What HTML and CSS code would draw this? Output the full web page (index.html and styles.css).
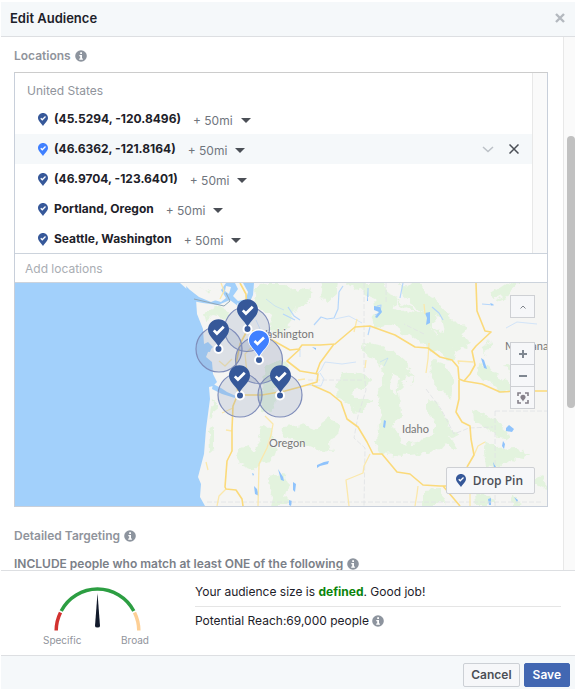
FILE: index.html
```html
<!DOCTYPE html>
<html lang="en">
<head>
<meta charset="utf-8">
<meta name="viewport" content="width=device-width, initial-scale=1">
<title>Edit Audience</title>
<link rel="stylesheet" href="styles.css">
</head>
<body>
<svg class="defs" aria-hidden="true">
  <symbol id="pin" viewBox="0 0 20 26">
    <path d="M10 0C4.400 0 0 4.300 0 9.800c0 6 6.500 9.700 10 16.200 3.500-6.500 10-10.200 10-16.200C20 4.300 15.600 0 10 0z" fill="currentColor"/>
    <path d="M5.500 10.500l3 3 6.500-6.500" fill="none" stroke="#fff" stroke-width="2.600"/>
  </symbol>
  <symbol id="info" viewBox="0 0 12 12">
    <circle cx="6" cy="6" r="5.800" fill="#8d949e"/>
    <path d="M5.200 2.200h1.800v1.700H5.200zM4.300 5h2.700v3.600h.9v1.200H4.200V8.600h1V6.200h-.9z" fill="#fff"/>
  </symbol>
</svg>
<main class="dialog">
  <header class="head">
    <h1>Edit Audience</h1>
    <button class="icon-btn" aria-label="Close"><svg width="10" height="10" viewBox="0 0 10 10"><path d="M1 1l8 8M9 1l-8 8" stroke="#b4b9bf" stroke-width="2.400"/></svg></button>
  </header>
  <div class="body">
    <div class="content">
      <h2>Locations <svg class="info"><use href="#info"/></svg></h2>
      <section class="picker">
        <div class="list">
          <div class="rows">
            <p class="country">United States</p>
            <ul>
              <li><svg class="pin"><use href="#pin"/></svg><b>(45.5294, -120.8496)</b><button class="radius">+ 50mi <i class="caret"></i></button></li>
              <li class="active"><svg class="pin"><use href="#pin"/></svg><b>(46.6362, -121.8164)</b><button class="radius">+ 50mi <i class="caret"></i></button>
                <span class="tools">
                  <button class="icon-btn" aria-label="Expand"><svg width="12" height="10" viewBox="0 0 12 10"><path d="M1 3l5 4.500L11 3" fill="none" stroke="#bcc1c7" stroke-width="1.500"/></svg></button>
                  <button class="icon-btn" aria-label="Remove"><svg width="10" height="10" viewBox="0 0 10 10"><path d="M.5.500l9 9M9.500.500l-9 9" stroke="#4b4f56" stroke-width="1.500"/></svg></button>
                </span></li>
              <li><svg class="pin"><use href="#pin"/></svg><b>(46.9704, -123.6401)</b><button class="radius">+ 50mi <i class="caret"></i></button></li>
              <li><svg class="pin"><use href="#pin"/></svg><b>Portland, Oregon</b><button class="radius">+ 50mi <i class="caret"></i></button></li>
              <li><svg class="pin"><use href="#pin"/></svg><b>Seattle, Washington</b><button class="radius">+ 50mi <i class="caret"></i></button></li>
            </ul>
          </div>
          <div class="track"></div>
        </div>
        <input class="add" type="text" placeholder="Add locations" aria-label="Add locations">
        <div class="map">
          <svg class="canvas" viewBox="15 284 532 223" preserveAspectRatio="xMidYMid slice" role="img" aria-label="Map of the targeted locations">
            <defs>
              <filter id="rough" x="-5%" y="-5%" width="110%" height="110%" color-interpolation-filters="sRGB">
                <feTurbulence type="fractalNoise" baseFrequency=".09" numOctaves="3" seed="4"/>
                <feDisplacementMap in="SourceGraphic" scale="13" xChannelSelector="R" yChannelSelector="G"/>
              </filter>
              <clipPath id="land"><path d="M181 280L196 300 197 315 203 330 204 345 211 352 209 357 212 362 213 375 216 385 211 388 212 400 208 430 206 455 200 478 203 485 202 498 207 510H550V280z"/></clipPath>
            </defs>
            <path fill="#f5f5f3" d="M15 284h532v223H15z"/>
            <g fill="#e3f3de" filter="url(#rough)" clip-path="url(#land)">
              <path d="M196 286l18 8-3 4-12-5zM204 314l14-7 12 5-3 8-12-2-9 4zM252 293l14-9h18l12 10 14-6 4 8-15 11-8 16-12 14-10-6 4-14-12-4zM266 365l18-6 5 8-16 8 3 14-8 10-6-12zM280 305l20-10 6 8-14 10-8 14-8-4z"/>
              <path d="M322 284l18-1-3 12-13 9-4-8zM346 284h38l8 14 20 8 16 12 8 18 11 6 10 17-4 3-22-11-21-15-21-8-13 2-7-14 9-2-2-14-17-7z"/>
              <path d="M364 344l13 3 20 10 15 13 2 13-15 9 2 24-8 10 9 18 14-2 22-8 9 8-7 8-17 4-19 3-20-3-10-13 7-14-2-34 6-16-8-14-13-10z"/>
              <path d="M422 293l11 4 12 15 17 17 7 18-12 8-16-12-11-20-12-15zM400 284l22 1 8 14-10 10-17-13zM431 360l15 5 6 16-4 17-6-7-10-11zM428 398l9 7 13 22 8 9-5 3-17-12-8-17zM436 424l12 10 8 13-6 3-17-17z"/>
              <path d="M337 383l7-9 16-2 9 7-1 7-12 3-5 6 12 8-3 5-16-4-8-8zM284 428l18-3 12 5 15-10 12 5-3 12-9 6 2 8-16 2-14-5-4-9-14-3zM342 390l12 9 18 2-8 10-16 1zM260 390l16 5-2 14-10 4-6-10z"/>
              <path d="M210 399l7 6-2 17-7-4zM208 431l7-1v21l-6 1zM238 456l5-8 12 4 8-10 14 5-3 15-14 1-6 8-14-6zM263 425l8 7-3 14-7 3-4-13zM270 475l14 3 6 12-4 17h-15l3-14z"/>
              <path d="M473 410l15 6 19 15 3 9-14-2-13-10-9-4zM480 362l8 4 8 11 15 9 4 9-14-3-17-12-8-5zM502 368l14-4 14 11-7 4-15-3zM483 442l15 7 18-1 13 8-4 6-17-2-11 10-11-3zM484 347l12-8-5 11-8 4zM536 480l8-3 4 9-8 4zM424 491l14-1 8 9-4 8h-18zM474 496l16 1 5 10h-19zM510 496l12 6-8 5zM492 294l15-10 12 2-10 9-15 7z"/>
            </g>
            <g fill="#f5f5f3" filter="url(#rough)">
              <path d="M393 377l7 3-3 15-5-4zM405 372l8 7-5 18-6-5zM356 293l7 5-3 7-8-5zM433 316l9 8 2 10-9-6zM381 365l5 9-4 6-4-9zM395 300l9 8 11 3-7 5-12-6z"/>
            </g>
            <path fill="#a2d0fb" d="M15 284h165l9 8 7 8 1 15 6 15 1 15 4-2 5 5-5 5-2 5 6 5 1 12 4 8-4 4-4 1 1 12-4 30-2 25-6 23 3 7-1 13 5 9H15z"/>
            <path fill="#a2d0fb" d="M186 284l12 4 13 12 10 3 5-4-5-8 5-7h9l3 6-5 7 5 5 8-2 2-7-5-9h11l-1 12-4 9 3 9-3 16-4-2 1-12-8-9-8-6-12 5-15-2-16-3z"/>
            <path fill="#a2d0fb" d="M203 348l8 2-1 3-7-1zM213 385l8 4 6 4 9 4-1 2-13-4-10-5z"/>
            <g fill="#f5f5f3"><path d="M183 284l9 0 13 7 11 10-5 2-12-5-9-7zM226 287l5 1-2 7-4-3zM242 296l4-3-1 9-3-1zM237 304l4 3 1 7-4-5zM207 287l9-3 6 2-4 5z"/></g>
            <path d="M194 300l17 4 13 3 6-5-4-8" fill="none" stroke="#91a7b7"/>
            <g fill="none" stroke="#b5d6fb" stroke-linejoin="round">
              <path d="M343 287l-4 6-1 17-4 9-7 1-6-2-7 8M288 308l6 9 6 4M283 315l12 6M368 289v9M403 284l-3 15M432 308l7 6 4 7M377 307l4-1-1 8-5 2M370 328l-2 8M482 305l12 1" stroke-width="1.200"/>
              <path d="M316 376l5-5 4-8 17 2 14-2M320 374l4 6-3 7-14-1M300 350v8M335 320l14-3 13 7M380 363l8-4-4 8M506 329l11-6 20 2M266 300l9 7 9 4M256 321l4 9" stroke-width="1" opacity=".55"/>
            </g>
            <g fill="#8fc3fc">
              <path d="M374 307l6 1 2 5-5 6-2-1 4-5-5-2zM425 314l5-1v11l-4 2 1-7zM481 359l3 2 3 9-3-1zM384 421l2 1-1 7-2-1zM317 466l7-3 5-1-1 3-8 2-3 2zM293 483l3 2-1 8-2-2zM254 487l3 3 2 7-4-2zM289 501l3 1-1 5-2-1zM278 470l5 8 1 4-3-1zM252 474l2 1-1 2zM506 429l3-3 5 4-2 3-6-1zM503 442l2 3-1 5-2-3zM488 500l3-1v7h-2zM514 498l4 3-1 2zM368 292v10h-1zM490 304l3 1-1 2zM493 463l3 5h-2zM312 348l4 1v2z"/>
            </g>
            <g fill="none" stroke="#e0e2e4" stroke-width=".8" stroke-dasharray="5 2">
              <path d="M364 284v90l2 17-8 26-4 22 11 10-1 58M207 503h336M386 284v21M308 381h56M424 335l-20-10M426 390l15 20 13 25 15-6 24-1M495 412v95M495 412h52"/>
            </g>
            <g fill="none" stroke="#fbe8ab" stroke-width="1.300" stroke-linejoin="round">
              <path d="M221 284l3 8-4 8M265 417l8 8-2 11-4 13-8 16-1 42M226 490l-7 7-2 10M370 455l-6 12-1 7-17 7 3 26M418 487l-1 8-2 12M474 456l4-9 7-4M470 490v17M357 320l-3 13M366 361l-1 8M305 380l-7 1M424 305l1 10M429 344l-1 16-2 14M459 365l-1-3 15 1M255 345l-10 10 2 19M232 360l-7 7-6-5M206 463l2 8M232 432l-6-1M222 414l11-5"/>
            </g>
            <g fill="none" stroke="#fbda7a" stroke-width="1.600" stroke-linejoin="round">
              <path d="M240 284l6 11 1 25 1 10-8 15-5 25 3 25-5 12-1 23v22l-5 10-2 26 1 2 10 1 6 9 1 7M248 330l17 7 25 14 9-1 3-4h18l15-1 20-17 15-1 25 9 20 12 13 1 12 9 12 3 6 7 1 12 5 2 18 3 18 8 18-1h29"/>
              <path d="M300 350l-13 12 13 10 18 3-1 8-17 5-15 4-23 4-22 0M334 345l-14 19-4 11M312 386l18 8 11 9 6 17 11 8 9 15 6 12h9l15 18 13 2 13 11 17 1h15M443 487l17 20M476 284l1 28 8 20 6 1-15 14-4 5 3 14-5 9-6 7M459 381v19l-3 13 6 10 8 4 1 13 3 16-7 12"/>
            </g>
            <g class="places"><text x="256" y="339">Washington</text><text x="269" y="448">Oregon</text><text x="402" y="434">Idaho</text><text x="505" y="351">Montana</text></g>
            <g fill="#8395bc" fill-opacity=".22" stroke="#7f8dba" stroke-width="1.200">
              <circle cx="247" cy="330" r="22.500"/><circle cx="219" cy="350" r="23"/><circle cx="240" cy="396" r="22"/><circle cx="280" cy="396" r="22"/><circle cx="259" cy="361" r="23.500" fill="#6878a5"/>
            </g>
            <g fill="#365899" stroke="#fff" stroke-width="2">
              <circle cx="247.500" cy="330" r="4"/><circle cx="218.500" cy="350" r="4"/><circle cx="240" cy="396.500" r="4"/><circle cx="280" cy="396.500" r="4"/><circle cx="259" cy="361" r="4"/>
            </g>
            <g color="#365899">
              <use href="#pin" x="237" y="300" width="21" height="28"/>
              <use href="#pin" x="208" y="320" width="21" height="28"/>
              <use href="#pin" x="229" y="366" width="21" height="28"/>
              <use href="#pin" x="270" y="366" width="21" height="28"/>
            </g>
            <path d="M259 330c-6 0-11 5-11 11 0 6 7 10 11 18 4-8 11-12 11-18 0-6-5-11-11-11z" fill="#fff"/>
            <use href="#pin" x="249" y="331" width="20" height="27" color="#4080ff"/>
          </svg>
          <div class="controls">
            <button aria-label="Collapse map"><svg width="8" height="6" viewBox="0 0 8 6"><path d="M1.500 4.500L4 2l2.500 2.500" fill="none" stroke="#7f848c"/></svg></button>
            <div class="zoom">
              <button aria-label="Zoom in"><svg width="8" height="8" viewBox="0 0 8 8"><path d="M4 0v8M0 4h8" stroke="#7f8791" stroke-width="2"/></svg></button>
              <button aria-label="Zoom out"><svg width="8" height="8" viewBox="0 0 8 8"><path d="M0 4h8" stroke="#7f8791" stroke-width="2"/></svg></button>
              <button aria-label="Fit pins"><svg width="12" height="12" viewBox="0 0 12 12"><path d="M4 1H1v3M8 1h3v3M4 11H1V8M8 11h3V8" fill="none" stroke="#858089" stroke-width="1.600"/><path d="M6 2.700a2.600 2.600 0 0 0-2.600 2.600C3.400 7 5.300 7.500 6 9.500c.7-2 2.600-2.500 2.600-4.200A2.600 2.600 0 0 0 6 2.700z" fill="#858089"/></svg></button>
            </div>
          </div>
          <button class="drop"><svg class="pin"><use href="#pin"/></svg>Drop Pin</button>
        </div>
      </section>
      <h2 class="detail">Detailed Targeting <svg class="info"><use href="#info"/></svg></h2>
      <h3>INCLUDE people who match at least ONE of the following <svg class="info"><use href="#info"/></svg></h3>
    </div>
    <div class="scroll"><div class="thumb"></div></div>
  </div>
  <section class="summary">
    <div class="gauge">
      <svg width="90" height="48" viewBox="52 584 90 48" aria-hidden="true">
        <g fill="none" stroke-width="3.500">
          <path d="M56.200 629.500A41 41 0 0 1 60.500 611.500" stroke="#d2322f"/>
          <path d="M61.200 610A41 41 0 0 1 133.800 610" stroke="#2c9e42"/>
          <path d="M134.500 611.500A41 41 0 0 1 138.800 629.500" stroke="#fdcf95"/>
        </g>
        <path d="M97.500 592L95 625a2.500 1.500 0 0 0 5 0z" fill="#121a2b"/>
      </svg>
      <div class="ends"><span>Specific</span><span>Broad</span></div>
    </div>
    <div class="facts">
      <p>Your audience size is <strong>defined</strong>. Good job!</p>
      <p>Potential Reach:69,000 people <svg class="info"><use href="#info"/></svg></p>
    </div>
  </section>
  <footer class="foot"><button class="btn">Cancel</button><button class="btn primary">Save</button></footer>
</main>
</body>
</html>
```

FILE: styles.css
```css
* { box-sizing: border-box; }
body { margin: 0; background: #fff; color: #1d2129; font: 12px/16px Inter, "Liberation Sans", sans-serif; }
h1, h2, h3, p, ul { margin: 0; padding: 0; }
button { font: inherit; color: inherit; cursor: pointer; }
.defs { position: absolute; width: 0; height: 0; }
.dialog { display: flex; flex-direction: column; height: 100vh; padding: 2px 0 0 1px; }

.head { display: flex; align-items: center; justify-content: space-between; flex: none; height: 35px; padding: 0 10px 2px 9px; background: #f5f8fa; border-bottom: 1px solid #dddfe2; }
h1 { font-size: 13px; line-height: 20px; font-weight: 600; }
.icon-btn { display: flex; padding: 0; border: 0; background: none; }

.body { display: flex; flex: 1; min-height: 0; overflow: hidden; }
.content { flex: 1; min-width: 0; padding: 11px 15px 0 13px; }
h2, h3 { display: flex; align-items: center; gap: 4px; font-size: 12px; line-height: 16px; font-weight: 600; color: #90949c; }
h3 { margin-top: 12px; color: #7b8088; white-space: nowrap; }
.info { flex: none; width: 12px; height: 12px; }
.scroll { flex: none; width: 12px; padding: 99px 0 0 3px; border-left: 1px solid #e8e8e8; background: #fafafa; }
.thumb { width: 8px; height: 272px; border-radius: 4px; background: #c1c1c1; }

.picker { margin-top: 8px; border: 1px solid #c8cfda; border-top-color: #ccc; }
.list { display: flex; height: 180px; overflow: hidden; }
.rows { flex: 1; }
.track { flex: none; width: 15px; border-left: 1px solid #e8e8e8; background: #fafafa; }
.country { padding: 10px 12px 5px; color: #90949c; }
ul { list-style: none; }
li { display: flex; align-items: center; height: 30px; padding: 0 13px 0 23px; }
li b { margin: 0 12px 0 6px; color: #1d2129; font-weight: 700; }
.active { background: #f5f8fa; }
.pin { flex: none; width: 10px; height: 13px; color: #365899; }
.active .pin { color: #4080ff; }
.radius { display: flex; align-items: center; gap: 8px; padding: 3px 0 0; border: 0; background: none; color: #70757d; }
.caret { border: 5px solid transparent; border-top-color: #4b4f56; border-bottom: 0; }
.tools { display: flex; align-items: center; gap: 15px; margin-left: auto; }
.add { display: block; width: 100%; height: 30px; padding: 0 10px; border: 1px solid #ccd3dc; border-width: 1px 0; background: #fff; font: inherit; }
.add::placeholder { color: #a9adb3; opacity: 1; }

.map { position: relative; height: 223px; overflow: hidden; background: #a2d0fb; }
.canvas { display: block; width: 100%; height: 100%; }
.places { fill: #777; font: 11px Lato, "Open Sans", sans-serif; paint-order: stroke; stroke: #f5f5f3; stroke-width: 1px; }
.controls { position: absolute; top: 12px; right: 12px; display: flex; flex-direction: column; gap: 24px; }
.controls button { display: flex; align-items: center; justify-content: center; width: 25px; height: 23px; padding: 0; border: 1px solid #ced0d4; background: #f6f7f9; }
.zoom button + button { margin-top: -1px; }
.drop { position: absolute; right: 12px; bottom: 12px; display: flex; align-items: center; gap: 7px; height: 27px; padding: 0 11px 0 9px; border: 1px solid #ced0d4; border-radius: 2px; background: #f6f7f9; color: #4b4f56; font-family: "Open Sans", sans-serif; font-weight: 600; }
.detail { margin-top: 21px; }

.summary { display: flex; flex: none; height: 85px; border-top: 1px solid #dddfe2; }
.gauge { flex: none; width: 194px; padding: 14px 0 0 42px; font-size: 10px; line-height: 14px; color: #90949c; }
.gauge svg { display: block; margin-left: 9px; }
.ends { display: flex; justify-content: space-between; width: 106px; }
.facts { flex: 1; padding: 7px 14px 0 0; }
.facts p { display: flex; align-items: center; height: 28px; white-space: pre; }
.facts p + p { border-top: 1px solid #e5e5e5; }
.facts strong { color: #0b850b; }

.foot { display: flex; flex: none; align-items: flex-start; justify-content: flex-end; gap: 4px; height: 34px; padding: 7px 5px 0 0; background: #f5f8fa; border-top: 1px solid #dddfe2; }
.btn { height: 24px; padding: 0 7px; border: 1px solid #ccd0d5; border-radius: 2px; background: #f6f7f9; color: #4b4f56; font-weight: 600; }
.primary { padding: 0 8px; border-color: #4267b2; background: #4267b2; color: #fff; }
```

What you will do
Of the lines in the material, how many include "styles"? Respond with the number alone.

Exercise answer
3